If you want to dive deeper into how businesses start this process, check out our guide on procurement basics for small businesses to see where WLC fits in.

A colorful infographic showing the lifecycle of a product from purchase to disposal

Why Should Beginners Care About WLC?

You might be thinking, "This sounds like a lot of math. Can't I just buy the cheapest one and hope for the best?" Well, you could, but that often leads to what we call the "cheap trap."

The "cheap trap" is when an item has a low upfront cost but is inefficient, breaks down constantly, or costs a fortune to dispose of. By using WLC, you gain a competitive edge because you are optimizing for value rather than just minimizing initial spend. It’s a much more sustainable way to run a business (or a household!).

Better Budgeting and Planning

When you know that a machine will cost $5,000 to maintain in its third year, you can plan for it. There are no nasty surprises that ruin your monthly budget. It brings a sense of calm and predictability to your financial planning. You can read more about financial forecasting tips to see how WLC data makes your projections more accurate.

Making Green Choices

Interestingly, WLC often aligns perfectly with sustainability. Products that are built to last, use less energy, and are easy to recycle might cost more on day one, but they usually win the WLC race. Choosing the "greener" option isn't just good for the planet; it's usually the smartest financial move in the long run.
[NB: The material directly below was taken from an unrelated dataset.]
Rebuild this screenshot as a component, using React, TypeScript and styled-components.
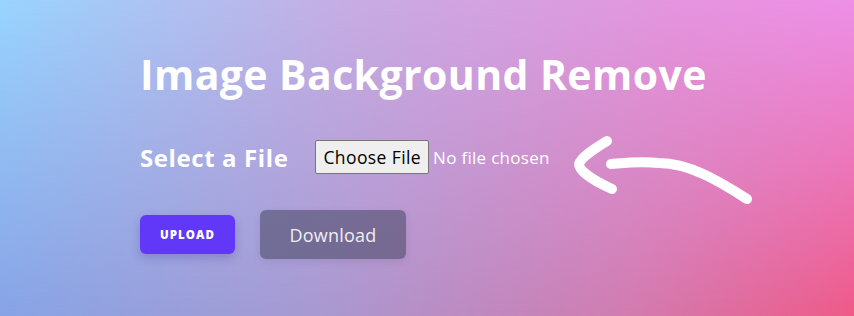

A person comparing two different products on a digital screen with cost breakdown charts

How to Start Using Whole Life Costing Today

You don't need a PhD in Finance to start applying this logic. Start small! The next time you are making a significant purchase, try these three steps:

  1. Ask for Energy Data: If it plugs in or uses fuel, find out exactly how much. You’d be surprised how much the "operating cost" varies between brands.
  2. Check the Warranty and Expected Life: A $1,000 item that lasts 10 years is much cheaper than a $600 item that lasts 3 years.
  3. Consider the "Exit Strategy": Does this item have a resale value? Or will you have to pay someone to take it away?

If you are looking for more ways to optimize your operations, you might enjoy our article on optimizing supply chains for efficiency.

Conclusion

Whole Life Costing is all about zooming out and seeing the big picture. It teaches us that the cheapest option at the checkout counter is rarely the cheapest option in the long run. By considering maintenance, operations, and disposal right at the start, you empower yourself to make smarter, more sustainable, and more profitable decisions.

So, the next time you're about to click "buy" on a bargain, take a breath, do a little detective work, and ask yourself: "What is the whole story here?" You'll be amazed at how much you can save when you stop looking at the price tag and start looking at the value.